After three month, I finally figured out even first what the issue is and resolved it. It turned out to be a nvidia issue with Secure Boot.
Feel obliged to thank jorgemf and Yao Zhang for your help at a time I couldn't even good articulate the problem.
Meanwhile I hope my case can help other people having a same problem.
All started with my attempt to install nvidia driver again today. The installation seemed successful but in the end, it says,
Unable to load the “nvidia-drm” kernel module.
So I thought maybe I could manually load the kernel with
modprobe mvidia-drm
but got an error says something like "required key not applicable". Wonder what that meant so googled a bit. It turned out to be application not registered! So that module has been stopped by Secure Boot!
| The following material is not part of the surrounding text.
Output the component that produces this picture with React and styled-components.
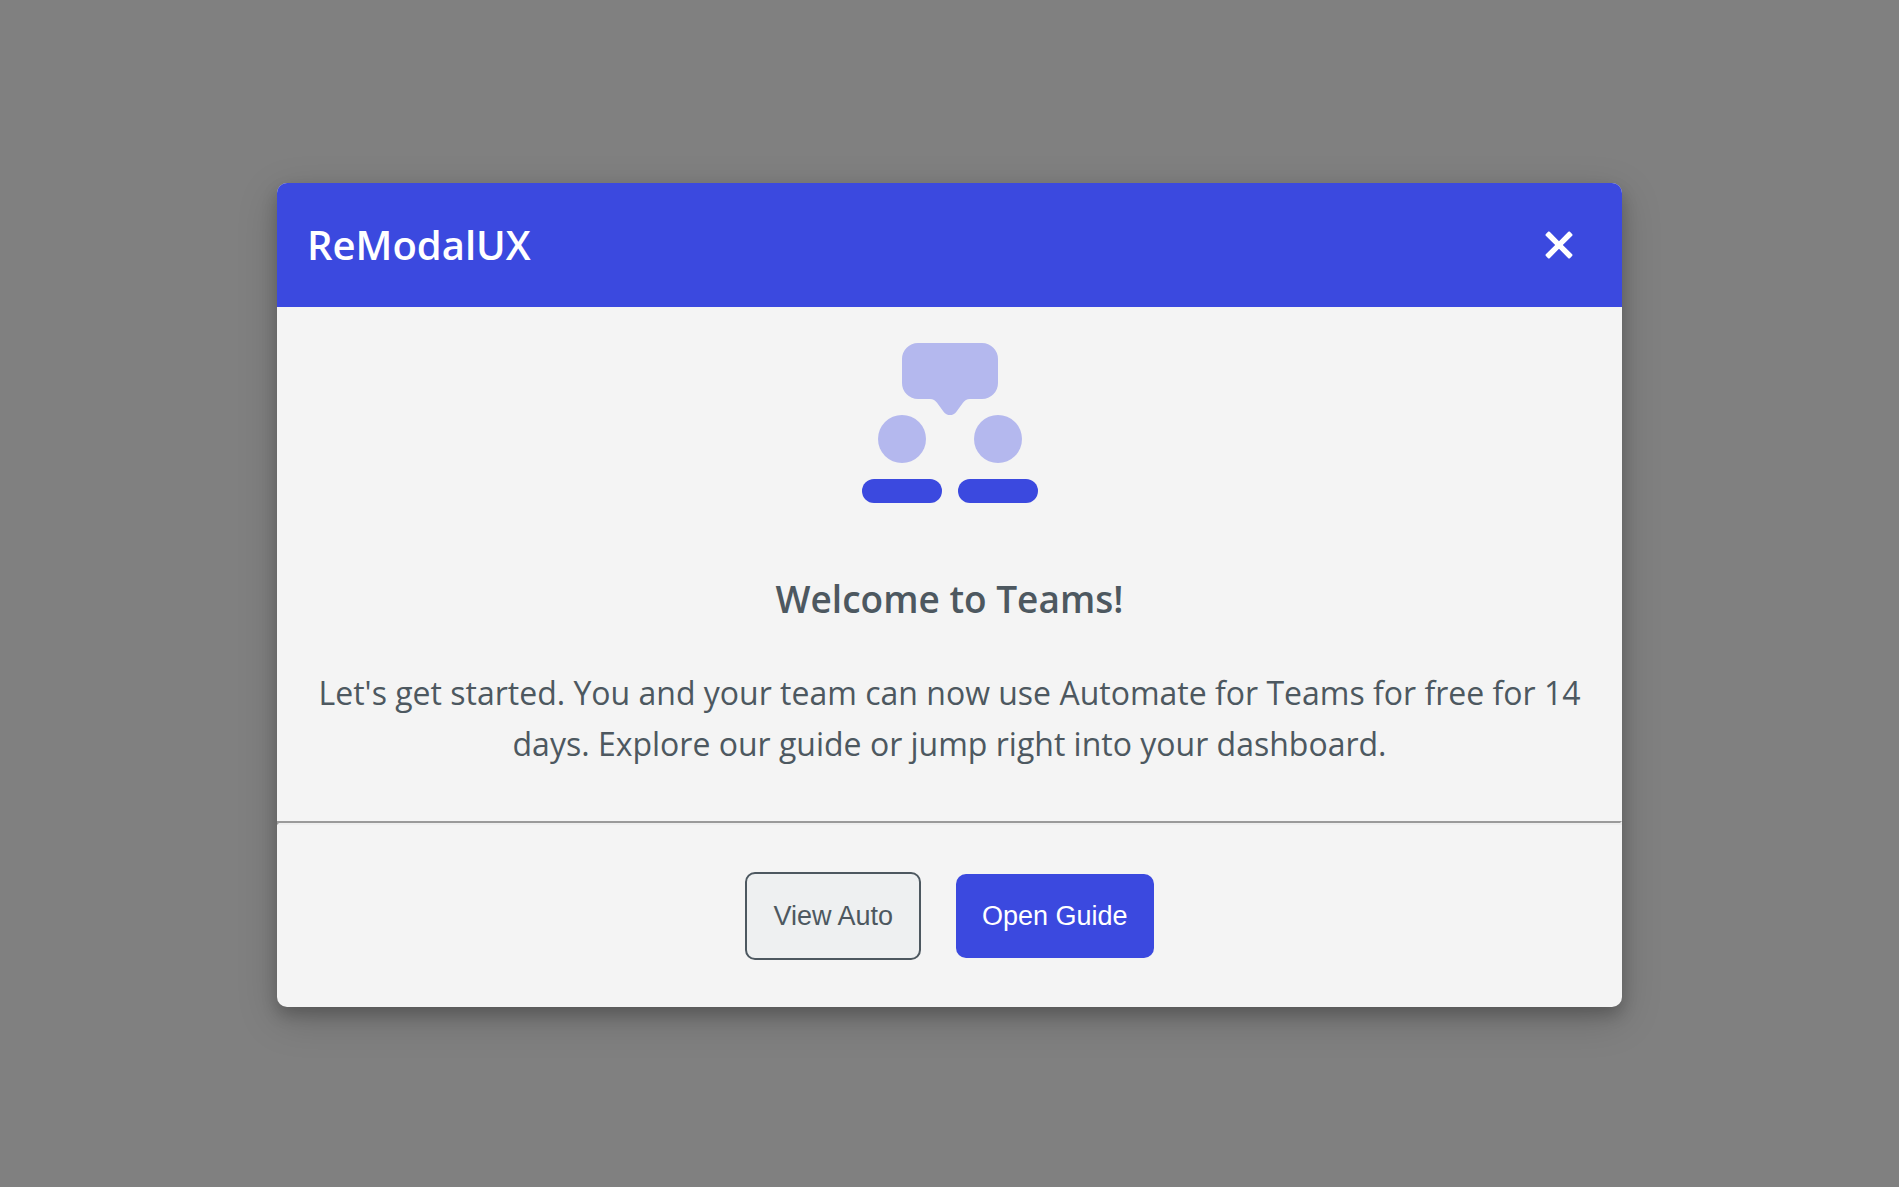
import React, { useState } from "react";
import styled, { createGlobalStyle } from "styled-components";

const GlobalStyle = createGlobalStyle`
  *, *::before, *::after { box-sizing: border-box; }
  body {
    margin: 0;
    background: #808080;
    color: #4d5860;
    font-family: "Open Sans", "Noto Sans", sans-serif;
  }
`;

const Overlay = styled.div`
  min-height: 100vh;
  padding-top: 3px;
  display: flex;
  align-items: center;
  justify-content: center;
  background: #808080;
`;

const Dialog = styled.section`
  width: 90%;
  max-width: 1345px;
  border-radius: 10px;
  overflow: hidden;
  background: #f4f4f4;
  box-shadow: 0 8px 16px rgba(0, 0, 0, 0.2), 0 12px 40px rgba(0, 0, 0, 0.19);
`;

const Header = styled.header`
  display: flex;
  align-items: center;
  justify-content: space-between;
  padding: 30px 47px 30px 30px;
  background: #3b49df;
  color: #fff;
`;

const Title = styled.h1`
  margin: 0;
  font-size: 40px;
  line-height: 64px;
  font-weight: 600;
`;

const CloseButton = styled.button`
  display: flex;
  padding: 0;
  border: 0;
  background: none;
  color: inherit;
  cursor: pointer;
`;

const Body = styled.div`
  display: flex;
  flex-direction: column;
  align-items: center;
  padding: 20px 32px 52px;
  text-align: center;
`;

const Heading = styled.h2`
  margin: 50px 0 38px;
  font-size: 37px;
  line-height: 60px;
  font-weight: 600;
`;

const Message = styled.p`
  margin: 0;
  font-size: 32px;
  line-height: 51px;
`;

const Divider = styled.hr`
  margin: 0;
  border: 2px solid;
  border-color: #9a9a9a #eeeeee #eeeeee #9a9a9a;
`;

const Footer = styled.footer`
  display: flex;
  flex-wrap: wrap;
  align-items: center;
  justify-content: center;
  gap: 35px;
  padding: 47px 32px;
`;

const Button = styled.button`
  padding: 26px;
  border: ${({ $primary }) => ($primary ? "0" : "2px solid #4d5860")};
  border-radius: 10px;
  background: ${({ $primary }) => ($primary ? "#3b49df" : "#eef0f1")};
  color: ${({ $primary }) => ($primary ? "#fff" : "#4d5860")};
  font-family: "Liberation Sans", Arial, sans-serif;
  font-size: 27px;
  line-height: 32px;
  cursor: pointer;
`;

function CloseIcon() {
  return (
    <svg width="32" height="32" viewBox="0 0 32 32" fill="currentColor" aria-hidden="true">
      <path d="M5.3 2.6Q6 2.2 6.7 2.8L16 12.2 25.3 2.8Q26 2.2 26.7 2.6L29.3 5.2Q29.8 6 29.2 6.7L19.8 16 29.2 25.3Q29.8 26 29.3 26.8L26.7 29.4Q26 29.8 25.3 29.2L16 19.8 6.7 29.2Q6 29.8 5.3 29.4L2.7 26.8Q2.2 26 2.8 25.3L12.2 16 2.8 6.7Q2.2 6 2.7 5.2Z" />
    </svg>
  );
}

function TeamIcon() {
  return (
    <svg width="192" height="192" viewBox="0 0 24 24" aria-hidden="true">
      <g fill="#b4b8ee">
        <path d="M8 2h8a2 2 0 0 1 2 2v3a2 2 0 0 1-2 2h-1.5c-.4 0-.65.15-.88.48l-.82 1.1c-.4.56-1.2.56-1.6 0l-.82-1.1C10.15 9.15 9.9 9 9.5 9H8a2 2 0 0 1-2-2V4a2 2 0 0 1 2-2z" />
        <circle cx="6" cy="14" r="3" />
        <circle cx="18" cy="14" r="3" />
      </g>
      <g fill="#3b49df">
        <rect x="1" y="19" width="10" height="3" rx="1.5" />
        <rect x="13" y="19" width="10" height="3" rx="1.5" />
      </g>
    </svg>
  );
}

export default function App() {
  const [open, setOpen] = useState(true);
  const close = () => setOpen(false);

  return (
    <>
      <GlobalStyle />
      <Overlay>
        {open && (
          <Dialog role="dialog" aria-modal="true" aria-labelledby="modal-title">
            <Header>
              <Title id="modal-title">ReModalUX</Title>
              <CloseButton type="button" aria-label="Close" onClick={close}>
                <CloseIcon />
              </CloseButton>
            </Header>
            <Body>
              <TeamIcon />
              <Heading>Welcome to Teams!</Heading>
              <Message>
                Let's get started. You and your team can now use Automate for Teams for free for 14 days.
                Explore our guide or jump right into your dashboard.
              </Message>
            </Body>
            <Divider />
            <Footer>
              <Button type="button">View Auto</Button>
              <Button type="button" $primary>Open Guide</Button>
            </Footer>
          </Dialog>
        )}
      </Overlay>
    </>
  );
}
Went back to boot settings and disabled secure boot. Installed nvidia driver again, successful! Now in Nvidia settings it looks like this:
See now the gpu device shows there.
Head further to install cuda and cudnn. Found this github gist super useful: https://gist.github.com/wangruohui/df039f0dc434d6486f5d4d098aa52d07
Last step, just followed the installation on Tensorflow home page. Tested it did run on GPU!
The take-home message is if you fail to install Nvidia driver on linux system, you probably need to disable Secure Boot. Personal opinion, Windows turned this good idea into a nightmare for linux users!